The house is seen early on in the film at night and is used throughout for its vast interiors and garden shots. Towards the end of the film, we get to see the house properly from the outside when Alex and Daniel finally meet. Seeing that Daniel is with her friends, Alex opts to wait in the cold on the common directly outside the house. The patch of grass, adjacent to Wandsworth Common, is Spencer Park, the green space that gives the curving road its name.
A chance meeting
Dr Hirsh has a chance meeting with an old flame after a night at the theatre, allowing a view of the underside of London that his wealth usually distances him from. His night begins in a heavy shower before running to his car. The road is just behind Tottenham Court Road, at the junction between Percy Street and Charlotte Street.
St Alfege Church
When looking after the children, Alex and Bob take them on a wander around London. This allows for many evocative locations to be seen, documenting a part of London that has changed dramatically since filming. One of the unchanged locations we see early on is the church of St Alfege in Greenwich. The group walks down St Alfege Passage, where we see graves and some children scratching cars with bits of broken bottle. Eagle-eyed viewers may spot a very young Daniel Day-Lewis as one of these young vandals. The alleyway today has a fence protecting the rows of graves but is otherwise as seen in the film.
The Observatory
While in Greenwich, the group makes the most of their time and visits the Royal Observatory. They look out on to the view of Queen’s House and the Thames beyond it. Today, the podium they stand on to look out of the telescope is fitted with a small guide to the many monolithic buildings that stand on the other side of the water on Canary Wharf.
The accident
Later on the walk, after visiting Greenwich, one of the film’s most dramatic and unnervingly believable scenes occurs. While walking in an ambiguous park, hinting at the same Hampstead luxury implied throughout the film, one of the Hodsons’ children runs out on to a busy main road. She only narrowly avoids getting hit by a huge truck. The family dog, however, doesn’t fare quite so well.
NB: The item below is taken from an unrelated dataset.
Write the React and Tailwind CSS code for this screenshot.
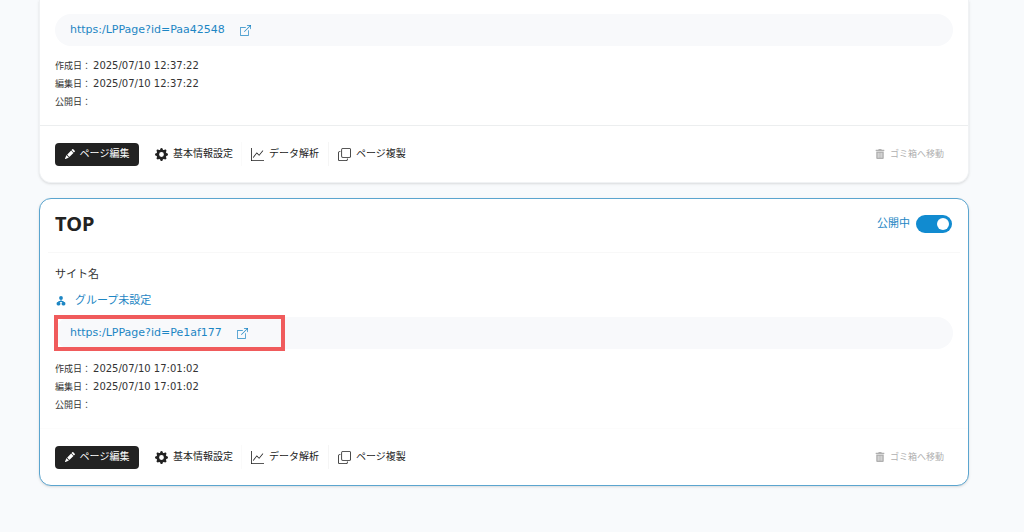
import { BsBoxArrowUpRight, BsCopy, BsGearFill, BsGraphUp, BsPencilFill } from "react-icons/bs";
import { FaTrashAlt } from "react-icons/fa";

function GroupIcon() {
  return (
    <svg viewBox="0 0 12 12" className="size-3" fill="currentColor" aria-hidden="true">
      <circle cx="6" cy="2.9" r="1.9" />
      <path d="M5.5 4h1v2h1.8l1.2 2-.8.5-1-1.6H4.3l-1 1.6-.8-.5 1.2-2h1.8z" />
      <rect x="1.6" y="7" width="3.8" height="3.4" rx="1.4" />
      <rect x="6.6" y="7" width="3.8" height="3.4" rx="1.4" />
    </svg>
  );
}

function PageUrl({ url, highlighted }) {
  return (
    <div className="relative flex h-8 items-center rounded-full bg-[#f8f9fb] px-[15px]">
      <a href="#page" className="flex items-center gap-[15px] text-[11px] leading-4 text-[#1d86c4]">
        {url}
        <BsBoxArrowUpRight className="size-[11px]" />
      </a>
      {highlighted && (
        <span className="pointer-events-none absolute -inset-y-0.5 -left-px w-[231px] border-4 border-[#f05b5c]" />
      )}
    </div>
  );
}

function Dates({ created, edited }) {
  const rows = [
    ["作成日：", created],
    ["編集日：", edited],
    ["公開日：", ""],
  ];
  return (
    <dl className="mt-[11px] text-[#333]">
      {rows.map(([label, value]) => (
        <div key={label} className="flex h-[18px] items-center gap-0.5 leading-[18px]">
          <dt className="text-[9px]">{label}</dt>
          <dd className="text-[10px]">{value}</dd>
        </div>
      ))}
    </dl>
  );
}

function Actions() {
  return (
    <div className="flex items-center px-[15px] pt-4 text-[10px] leading-4 text-[#222]">
      <button className="flex h-[23px] w-[84px] items-center justify-center gap-[5px] rounded bg-[#222] text-white">
        <BsPencilFill className="size-[10px]" />
        ページ編集
      </button>
      <button className="ml-2 flex h-6 items-center gap-[5px] border-r border-[#fafafa] px-2">
        <BsGearFill className="size-[13px]" />
        基本情報設定
      </button>
      <button className="flex h-6 items-center gap-[5px] border-r border-[#f5f5f5] px-[9px]">
        <BsGraphUp className="size-[13px]" />
        データ解析
      </button>
      <button className="flex h-6 items-center gap-[5px] px-[9px]">
        <BsCopy className="size-[13px]" />
        ページ複製
      </button>
      <button className="ml-auto mr-[9px] flex h-6 items-center gap-[5px] text-[9px] text-[#b0b0b0]">
        <FaTrashAlt className="size-2.5" />
        ゴミ箱へ移動
      </button>
    </div>
  );
}

export default function App() {
  return (
    <main className="min-h-screen bg-[#f8fafc] pr-[55px] pl-[39px] font-['DejaVu_Sans','Noto_Sans_CJK_JP',sans-serif]">
      <article className="rounded-b-xl border border-t-0 border-[#f0f2f4] bg-white pb-4 shadow-sm">
        <div className="px-[15px] pt-3.5 pb-3.5">
          <PageUrl url="https:/LPPage?id=Paa42548" />
          <Dates created="2025/07/10 12:37:22" edited="2025/07/10 12:37:22" />
        </div>
        <div className="border-t border-[#eceeef]">
          <Actions />
        </div>
      </article>

      <article className="mt-[15px] rounded-xl border border-[#5ba5cf] bg-white pb-4 shadow-sm">
        <header className="mx-2 flex h-[54px] items-center justify-between border-b border-[#f8f8f8] pr-2 pb-[3px] pl-[7px]">
          <h2 className="font-['Noto_Sans',sans-serif] text-xl font-bold text-[#222]">TOP</h2>
          <label className="flex items-center gap-1.5 text-[11px] text-[#1d86c4]">
            公開中
            <span className="relative flex">
              <input
                type="checkbox"
                role="switch"
                defaultChecked
                className="peer h-[18px] w-9 appearance-none rounded-full bg-gray-300 checked:bg-[#118bd0]"
              />
              <span className="pointer-events-none absolute top-[3px] left-[3px] size-3 rounded-full bg-white peer-checked:left-[21px]" />
            </span>
          </label>
        </header>
        <div className="px-[15px] pt-3.5 pb-3.5">
          <p className="text-[11px] leading-4 text-[#333]">サイト名</p>
          <a href="#group" className="mt-2.5 mb-2 flex items-center gap-2 text-[11px] leading-4 text-[#1d86c4]">
            <GroupIcon />
            グループ未設定
          </a>
          <PageUrl url="https:/LPPage?id=Pe1af177" highlighted />
          <Dates created="2025/07/10 17:01:02" edited="2025/07/10 17:01:02" />
        </div>
        <div className="border-t border-[#fcfcfc]">
          <Actions />
        </div>
      </article>
    </main>
  );
}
The location is far from Hampstead, filmed in Barnes. The road the lorry is driving on is the winding Mill Hill Road, just before it joins with Station Road leading to Barnes Station. The paths meanwhile run parallel to the first houses on Cedars Road, and the path that the child runs down after the accident is now a thick forest path that eventually leads back to Station Road. It represents yet another of Schlesinger’s effective illusions in a film that almost uniquely implies its setting to be anywhere but the south London locations really shown.